綺麗すぎるから近代のやつじゃない?って思っちゃうけど、なかご(持ち手の部分)を見ると確かにジジイだなって思います。なかごの下の方、ちょっと形が歪になってるから、つけっぱなしで腐食したのを剥がしたこととかがあるんじゃないかなあとか思うんだけど、どうなんだろう。そして棟に傷もあるので、実戦経験があるらしいんです。一見「新しい刀」っぽいけど、細々したとこを見ると時代物っていうか、ジジイっぽさを感じる(刀剣男士の笹貫の方も、実年齢ジジイの割に若作りだもんな〜って思った)。
でも「古い刀って感じがしない」のは単に見えてないだけって可能性もあるので、笹貫に関しては単眼鏡アリの方がいいかもしれんなあって思った。また次の機会があれば、単眼鏡します。
笹ファミリー、黒漆ファミリー
展示室で他に気になったのは、「革包太刀拵(名物 笹丸)」。中身の刀は「名物 二ツ銘則宗」。拵えに号がついてるんです。これって刀かけもセットなのかな、笹柄のすごく良い刀かけで出てたんだけど……って部分が気になっちゃった。

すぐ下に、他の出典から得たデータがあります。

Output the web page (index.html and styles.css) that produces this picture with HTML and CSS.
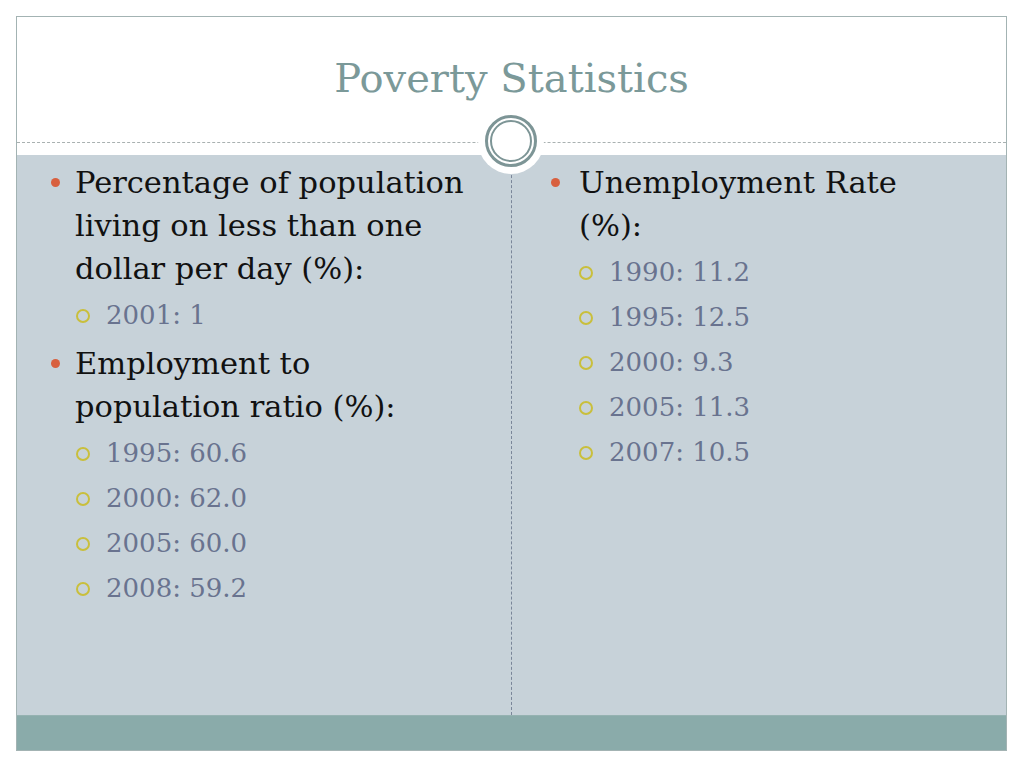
FILE: index.html
```html
<!DOCTYPE html>
<html>
<head>
<meta charset="utf-8">
<link rel="stylesheet" href="styles.css">
</head>
<body>
<div class="slide">
  <header class="head">
    <h1 class="title">Poverty Statistics</h1>
    <div class="rule"></div>
    <div class="medallion"><div class="ring"><div class="ring-inner"></div></div></div>
  </header>
  <main class="content">
    <section class="col col-left">
      <ul class="list">
        <li class="item">Percentage of population living on less than one dollar per day (%):
          <ul class="sub">
            <li>2001: 1</li>
          </ul>
        </li>
        <li class="item">Employment to population ratio (%):
          <ul class="sub">
            <li>1995: 60.6</li>
            <li>2000: 62.0</li>
            <li>2005: 60.0</li>
            <li>2008: 59.2</li>
          </ul>
        </li>
      </ul>
    </section>
    <section class="col col-right">
      <ul class="list">
        <li class="item">Unemployment Rate (%):
          <ul class="sub">
            <li>1990: 11.2</li>
            <li>1995: 12.5</li>
            <li>2000: 9.3</li>
            <li>2005: 11.3</li>
            <li>2007: 10.5</li>
          </ul>
        </li>
      </ul>
    </section>
  </main>
  <footer class="foot"></footer>
</div>
</body>
</html>
```
FILE: styles.css
```css
html, body {
  margin: 0;
  padding: 0;
  background: #ffffff;
}
.slide {
  margin: 16px 0 0 16px;
  width: 989px;
  border: 1px solid #a3b3b3;
  display: flex;
  flex-direction: column;
  font-family: "DejaVu Serif", Georgia, serif;
}
.head {
  position: relative;
  height: 138px;
  background: #ffffff;
}
.title {
  margin: 0;
  padding-top: 36px;
  text-align: center;
  font-weight: normal;
  font-size: 40px;
  line-height: 50px;
  color: #7b9999;
}
.rule {
  position: absolute;
  left: 0;
  right: 0;
  top: 125px;
  border-top: 1px dashed #a9b1b1;
}
.medallion {
  position: absolute;
  left: 461px;
  top: 91px;
  width: 66px;
  height: 66px;
  border-radius: 50%;
  background: #ffffff;
  display: flex;
  align-items: center;
  justify-content: center;
  z-index: 2;
}
.ring {
  width: 46px;
  height: 46px;
  border: 3px solid #7d9596;
  border-radius: 50%;
  display: flex;
  align-items: center;
  justify-content: center;
}
.ring-inner {
  width: 38px;
  height: 38px;
  border: 2px solid #7d9596;
  border-radius: 50%;
  background: #ffffff;
}
.content {
  height: 560px;
  background: #c7d2d9;
  display: flex;
}
.col {
  box-sizing: border-box;
  padding-top: 6px;
}
.col-left {
  width: 495px;
  padding-left: 58px;
  padding-right: 36px;
  border-right: 1px dashed #7a8699;
}
.col-right {
  flex: 1;
  padding-left: 67px;
  padding-right: 46px;
}
.list {
  list-style: none;
  margin: 0;
  padding: 0;
}
.item {
  position: relative;
  font-size: 30.5px;
  line-height: 43px;
  color: #111111;
}
.item::before {
  content: "";
  position: absolute;
  left: -24px;
  top: 17px;
  width: 9px;
  height: 9px;
  border-radius: 50%;
  background: #d8603f;
}
.col-right .item::before {
  left: -28px;
}
.sub {
  list-style: none;
  margin: 3px 0 4px 0;
  padding: 0 0 0 31px;
}
.col-right .sub {
  padding-left: 30px;
}
.sub li {
  position: relative;
  font-size: 26px;
  line-height: 45px;
  color: #69738f;
}
.sub li::before {
  content: "";
  position: absolute;
  left: -30px;
  top: 16px;
  width: 10px;
  height: 10px;
  border: 2px solid #c9bf3c;
  border-radius: 50%;
}
.foot {
  height: 34px;
  background: #8aabaa;
  border-top: 1px solid #95b2b1;
}
```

それからもうひとつ、「黒漆塗鞘太刀拵」っていう微妙に名前の違う黒漆太刀拵が出ていました。これは室町時代・15世紀のものなんだけど、突兵拵っぽい作りのやつでちょっとびっくりした。
こういう、先が丸まってるような拵で、幕末に流行ったものです。15世紀なのに〜!おもしろい。
あとあと、同じく1階の別の部屋にて展示されていた「白光神立像」がとてもよかったです。湛慶作、高山寺蔵。蓮台まで白一色なんですが、これはヒマラヤの雪を象徴してるんだって。仏像を順番に見ていてここに目をやった時「えっ?」ってよくわからない驚きをしてしまった。ふしぎ、ふしぎだった……
2023年、刀はじめは笹貫から
そんな感じの、久々の京都国立博物館でした!トーハクの年パスがギリギリ期限残ってたので有効活用してしまった(トーハクの年パスで、国立博物館4館にも年パスできます)。
久々にキョーハクまでの道を歩きながらすごくワクワクしてて、「わたしってまだこんなにワクワクできるんだ!」ってことに感動して嬉しかった。そんな2023年の刀はじめでした。今年もよろしくお願いします!